Goal: value/loot (profitable but stable)
- Accept moderate difficulty increases, but enforce a stop-loss rule:
- If you fail two runs in a row, remove the single rune that changed the fight profile most.
- Don’t mix “speed pressure” with “hard mechanics pressure” when you’re not already stable.
Goal: challenge/pushing (practice and progression)
- Build defense first, then add risk.
- Treat high-risk setups as practice until you can complete consistently.
Using a combo calculator (what it does and what it doesn’t)
A rune combo tool can quickly shortlist pairings by repeatable signals—like shared tags. It helps you move from “I have 30 runes” to “here are 5 good pairings to test.”
What it won’t do by itself:
- Understand your mechanical skill level
- Understand your exact build breakpoints
- Predict every scenario-specific interaction
Use it like a scouting tool, then validate with real runs.
Recommended workflow:
- Input rune IDs → generate suggestions → test top 3 → keep the one with best success rate
Tool entry point:
Common mistakes (and the fix)
Stacking difficulty before you understand your death type
Fix: upgrade defense first, then scale risk.
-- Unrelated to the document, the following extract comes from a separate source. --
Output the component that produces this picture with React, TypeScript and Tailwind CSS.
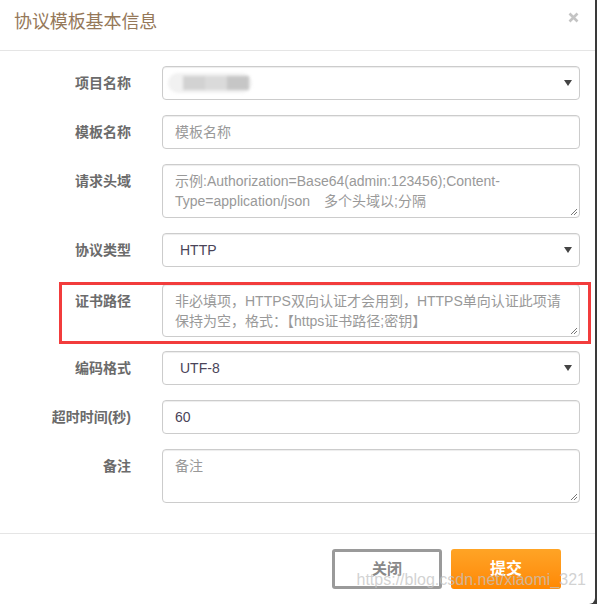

Chasing value with a build that can’t finish
Fix: farm stable content until your build can absorb the risk.
Treating “synergy” as a guarantee
Fix: use tag overlap as a hint, not a verdict.
Final thoughts
Once you understand the tradeoff logic, Runes of Aldur become a system you can control—not a mystery you endure. Set a goal, start from a stable baseline, change one variable at a time, and optimize for consistency before greed.